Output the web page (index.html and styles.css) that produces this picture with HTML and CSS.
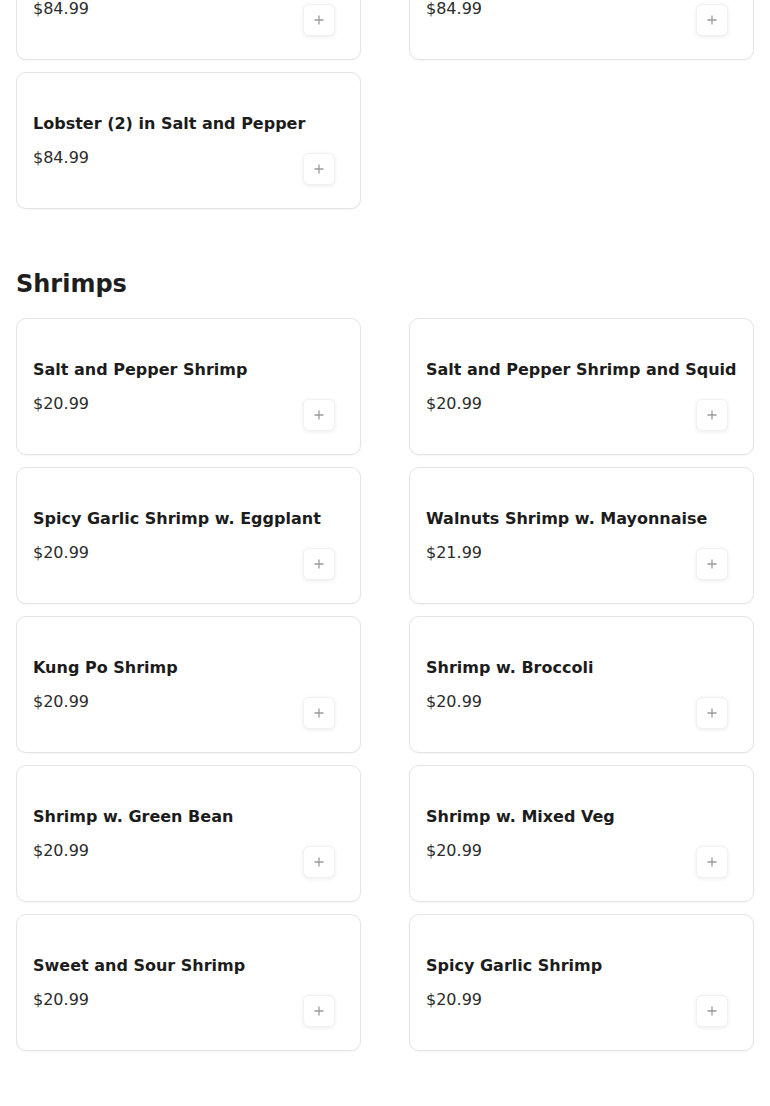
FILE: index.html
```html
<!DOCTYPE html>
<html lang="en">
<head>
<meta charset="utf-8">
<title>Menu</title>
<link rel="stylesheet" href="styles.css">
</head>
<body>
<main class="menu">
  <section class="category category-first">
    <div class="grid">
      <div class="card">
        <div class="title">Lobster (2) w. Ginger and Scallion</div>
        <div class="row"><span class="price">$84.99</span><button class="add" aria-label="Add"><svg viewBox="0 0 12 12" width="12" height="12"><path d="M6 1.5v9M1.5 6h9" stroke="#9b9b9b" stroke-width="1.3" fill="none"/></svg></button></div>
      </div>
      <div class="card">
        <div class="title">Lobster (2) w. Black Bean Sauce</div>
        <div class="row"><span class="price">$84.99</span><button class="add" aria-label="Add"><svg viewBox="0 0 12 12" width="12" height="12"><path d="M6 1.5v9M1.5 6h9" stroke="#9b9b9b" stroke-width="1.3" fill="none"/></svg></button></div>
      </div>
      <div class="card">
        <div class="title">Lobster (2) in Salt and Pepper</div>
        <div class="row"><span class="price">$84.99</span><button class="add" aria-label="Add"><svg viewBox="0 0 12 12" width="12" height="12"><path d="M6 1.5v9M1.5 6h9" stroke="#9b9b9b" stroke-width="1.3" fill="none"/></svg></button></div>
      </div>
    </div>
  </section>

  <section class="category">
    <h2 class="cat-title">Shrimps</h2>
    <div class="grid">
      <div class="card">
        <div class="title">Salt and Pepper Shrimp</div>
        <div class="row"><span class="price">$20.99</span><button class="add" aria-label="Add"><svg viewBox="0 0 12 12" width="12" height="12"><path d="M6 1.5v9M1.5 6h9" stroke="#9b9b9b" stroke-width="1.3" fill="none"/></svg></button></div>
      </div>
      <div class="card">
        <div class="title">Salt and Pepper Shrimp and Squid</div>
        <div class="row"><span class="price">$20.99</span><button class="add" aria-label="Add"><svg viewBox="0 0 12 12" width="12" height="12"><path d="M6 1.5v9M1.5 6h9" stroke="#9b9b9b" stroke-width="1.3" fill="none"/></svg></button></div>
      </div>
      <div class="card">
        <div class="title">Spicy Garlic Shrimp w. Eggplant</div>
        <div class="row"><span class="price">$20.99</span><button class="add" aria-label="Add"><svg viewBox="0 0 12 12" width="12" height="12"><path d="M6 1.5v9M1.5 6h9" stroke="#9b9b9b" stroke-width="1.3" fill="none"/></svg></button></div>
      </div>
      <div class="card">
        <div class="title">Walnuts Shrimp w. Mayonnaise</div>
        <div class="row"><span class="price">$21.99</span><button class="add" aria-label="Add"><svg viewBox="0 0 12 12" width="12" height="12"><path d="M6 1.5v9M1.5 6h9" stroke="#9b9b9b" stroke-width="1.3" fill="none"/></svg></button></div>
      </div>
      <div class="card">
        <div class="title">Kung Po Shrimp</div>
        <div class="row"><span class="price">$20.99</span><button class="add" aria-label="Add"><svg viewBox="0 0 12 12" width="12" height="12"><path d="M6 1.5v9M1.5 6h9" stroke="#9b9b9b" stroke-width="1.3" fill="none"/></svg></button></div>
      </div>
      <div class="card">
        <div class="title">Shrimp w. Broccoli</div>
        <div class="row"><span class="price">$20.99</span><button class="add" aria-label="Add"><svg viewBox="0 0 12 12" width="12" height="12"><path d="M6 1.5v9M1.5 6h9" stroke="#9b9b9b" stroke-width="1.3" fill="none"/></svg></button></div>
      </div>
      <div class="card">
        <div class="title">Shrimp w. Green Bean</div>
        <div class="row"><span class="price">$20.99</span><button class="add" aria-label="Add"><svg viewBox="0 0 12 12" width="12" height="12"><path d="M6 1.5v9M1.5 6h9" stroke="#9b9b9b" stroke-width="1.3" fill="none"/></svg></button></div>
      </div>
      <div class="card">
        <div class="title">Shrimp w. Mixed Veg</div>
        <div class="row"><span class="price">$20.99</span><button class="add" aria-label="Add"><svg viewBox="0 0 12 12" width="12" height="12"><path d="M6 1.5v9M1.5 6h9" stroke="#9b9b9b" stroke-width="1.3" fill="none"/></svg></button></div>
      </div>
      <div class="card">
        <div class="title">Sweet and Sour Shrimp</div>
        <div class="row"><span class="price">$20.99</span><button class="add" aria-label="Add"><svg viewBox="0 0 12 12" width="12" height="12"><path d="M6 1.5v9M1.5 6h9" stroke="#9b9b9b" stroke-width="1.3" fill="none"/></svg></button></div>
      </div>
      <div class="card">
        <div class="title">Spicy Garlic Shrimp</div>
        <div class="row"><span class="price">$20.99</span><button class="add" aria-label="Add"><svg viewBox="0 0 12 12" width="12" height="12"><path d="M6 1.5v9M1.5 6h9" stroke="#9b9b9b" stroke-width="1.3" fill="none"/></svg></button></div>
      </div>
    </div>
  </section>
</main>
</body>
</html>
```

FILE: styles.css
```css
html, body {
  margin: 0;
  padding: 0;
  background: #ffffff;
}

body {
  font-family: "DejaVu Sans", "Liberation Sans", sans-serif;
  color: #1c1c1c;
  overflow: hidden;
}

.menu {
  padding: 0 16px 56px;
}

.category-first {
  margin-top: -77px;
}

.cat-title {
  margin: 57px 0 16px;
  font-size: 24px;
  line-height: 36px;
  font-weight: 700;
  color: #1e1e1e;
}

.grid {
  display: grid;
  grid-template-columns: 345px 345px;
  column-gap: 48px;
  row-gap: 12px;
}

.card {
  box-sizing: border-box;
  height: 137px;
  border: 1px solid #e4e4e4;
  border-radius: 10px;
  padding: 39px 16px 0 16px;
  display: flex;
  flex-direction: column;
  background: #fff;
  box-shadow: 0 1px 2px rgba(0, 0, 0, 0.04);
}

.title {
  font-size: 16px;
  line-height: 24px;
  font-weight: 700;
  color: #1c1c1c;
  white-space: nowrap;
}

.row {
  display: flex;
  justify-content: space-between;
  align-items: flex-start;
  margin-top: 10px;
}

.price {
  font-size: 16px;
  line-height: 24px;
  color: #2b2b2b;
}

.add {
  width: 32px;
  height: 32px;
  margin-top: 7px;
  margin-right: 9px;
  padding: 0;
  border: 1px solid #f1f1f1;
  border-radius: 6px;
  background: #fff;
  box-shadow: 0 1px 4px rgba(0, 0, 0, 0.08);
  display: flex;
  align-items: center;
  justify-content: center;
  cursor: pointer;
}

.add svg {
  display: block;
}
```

= = = = =

Reproduce the full listing faithfully, but do not carry over any pictures.

Output the web page (index.html and styles.css) that produces this picture with HTML and CSS.
FILE: index.html
```html
<!DOCTYPE html>
<html lang="en">
<head>
<meta charset="utf-8">
<title>Menu</title>
<link rel="stylesheet" href="styles.css">
</head>
<body>
<main class="menu">
  <section class="category category-first">
    <div class="grid">
      <div class="card">
        <div class="title">Lobster (2) w. Ginger and Scallion</div>
        <div class="row"><span class="price">$84.99</span><button class="add" aria-label="Add"><svg viewBox="0 0 12 12" width="12" height="12"><path d="M6 1.5v9M1.5 6h9" stroke="#9b9b9b" stroke-width="1.3" fill="none"/></svg></button></div>
      </div>
      <div class="card">
        <div class="title">Lobster (2) w. Black Bean Sauce</div>
        <div class="row"><span class="price">$84.99</span><button class="add" aria-label="Add"><svg viewBox="0 0 12 12" width="12" height="12"><path d="M6 1.5v9M1.5 6h9" stroke="#9b9b9b" stroke-width="1.3" fill="none"/></svg></button></div>
      </div>
      <div class="card">
        <div class="title">Lobster (2) in Salt and Pepper</div>
        <div class="row"><span class="price">$84.99</span><button class="add" aria-label="Add"><svg viewBox="0 0 12 12" width="12" height="12"><path d="M6 1.5v9M1.5 6h9" stroke="#9b9b9b" stroke-width="1.3" fill="none"/></svg></button></div>
      </div>
    </div>
  </section>

  <section class="category">
    <h2 class="cat-title">Shrimps</h2>
    <div class="grid">
      <div class="card">
        <div class="title">Salt and Pepper Shrimp</div>
        <div class="row"><span class="price">$20.99</span><button class="add" aria-label="Add"><svg viewBox="0 0 12 12" width="12" height="12"><path d="M6 1.5v9M1.5 6h9" stroke="#9b9b9b" stroke-width="1.3" fill="none"/></svg></button></div>
      </div>
      <div class="card">
        <div class="title">Salt and Pepper Shrimp and Squid</div>
        <div class="row"><span class="price">$20.99</span><button class="add" aria-label="Add"><svg viewBox="0 0 12 12" width="12" height="12"><path d="M6 1.5v9M1.5 6h9" stroke="#9b9b9b" stroke-width="1.3" fill="none"/></svg></button></div>
      </div>
      <div class="card">
        <div class="title">Spicy Garlic Shrimp w. Eggplant</div>
        <div class="row"><span class="price">$20.99</span><button class="add" aria-label="Add"><svg viewBox="0 0 12 12" width="12" height="12"><path d="M6 1.5v9M1.5 6h9" stroke="#9b9b9b" stroke-width="1.3" fill="none"/></svg></button></div>
      </div>
      <div class="card">
        <div class="title">Walnuts Shrimp w. Mayonnaise</div>
        <div class="row"><span class="price">$21.99</span><button class="add" aria-label="Add"><svg viewBox="0 0 12 12" width="12" height="12"><path d="M6 1.5v9M1.5 6h9" stroke="#9b9b9b" stroke-width="1.3" fill="none"/></svg></button></div>
      </div>
      <div class="card">
        <div class="title">Kung Po Shrimp</div>
        <div class="row"><span class="price">$20.99</span><button class="add" aria-label="Add"><svg viewBox="0 0 12 12" width="12" height="12"><path d="M6 1.5v9M1.5 6h9" stroke="#9b9b9b" stroke-width="1.3" fill="none"/></svg></button></div>
      </div>
      <div class="card">
        <div class="title">Shrimp w. Broccoli</div>
        <div class="row"><span class="price">$20.99</span><button class="add" aria-label="Add"><svg viewBox="0 0 12 12" width="12" height="12"><path d="M6 1.5v9M1.5 6h9" stroke="#9b9b9b" stroke-width="1.3" fill="none"/></svg></button></div>
      </div>
      <div class="card">
        <div class="title">Shrimp w. Green Bean</div>
        <div class="row"><span class="price">$20.99</span><button class="add" aria-label="Add"><svg viewBox="0 0 12 12" width="12" height="12"><path d="M6 1.5v9M1.5 6h9" stroke="#9b9b9b" stroke-width="1.3" fill="none"/></svg></button></div>
      </div>
      <div class="card">
        <div class="title">Shrimp w. Mixed Veg</div>
        <div class="row"><span class="price">$20.99</span><button class="add" aria-label="Add"><svg viewBox="0 0 12 12" width="12" height="12"><path d="M6 1.5v9M1.5 6h9" stroke="#9b9b9b" stroke-width="1.3" fill="none"/></svg></button></div>
      </div>
      <div class="card">
        <div class="title">Sweet and Sour Shrimp</div>
        <div class="row"><span class="price">$20.99</span><button class="add" aria-label="Add"><svg viewBox="0 0 12 12" width="12" height="12"><path d="M6 1.5v9M1.5 6h9" stroke="#9b9b9b" stroke-width="1.3" fill="none"/></svg></button></div>
      </div>
      <div class="card">
        <div class="title">Spicy Garlic Shrimp</div>
        <div class="row"><span class="price">$20.99</span><button class="add" aria-label="Add"><svg viewBox="0 0 12 12" width="12" height="12"><path d="M6 1.5v9M1.5 6h9" stroke="#9b9b9b" stroke-width="1.3" fill="none"/></svg></button></div>
      </div>
    </div>
  </section>
</main>
</body>
</html>
```

FILE: styles.css
```css
html, body {
  margin: 0;
  padding: 0;
  background: #ffffff;
}

body {
  font-family: "DejaVu Sans", "Liberation Sans", sans-serif;
  color: #1c1c1c;
  overflow: hidden;
}

.menu {
  padding: 0 16px 56px;
}

.category-first {
  margin-top: -77px;
}

.cat-title {
  margin: 57px 0 16px;
  font-size: 24px;
  line-height: 36px;
  font-weight: 700;
  color: #1e1e1e;
}

.grid {
  display: grid;
  grid-template-columns: 345px 345px;
  column-gap: 48px;
  row-gap: 12px;
}

.card {
  box-sizing: border-box;
  height: 137px;
  border: 1px solid #e4e4e4;
  border-radius: 10px;
  padding: 39px 16px 0 16px;
  display: flex;
  flex-direction: column;
  background: #fff;
  box-shadow: 0 1px 2px rgba(0, 0, 0, 0.04);
}

.title {
  font-size: 16px;
  line-height: 24px;
  font-weight: 700;
  color: #1c1c1c;
  white-space: nowrap;
}

.row {
  display: flex;
  justify-content: space-between;
  align-items: flex-start;
  margin-top: 10px;
}

.price {
  font-size: 16px;
  line-height: 24px;
  color: #2b2b2b;
}

.add {
  width: 32px;
  height: 32px;
  margin-top: 7px;
  margin-right: 9px;
  padding: 0;
  border: 1px solid #f1f1f1;
  border-radius: 6px;
  background: #fff;
  box-shadow: 0 1px 4px rgba(0, 0, 0, 0.08);
  display: flex;
  align-items: center;
  justify-content: center;
  cursor: pointer;
}

.add svg {
  display: block;
}
```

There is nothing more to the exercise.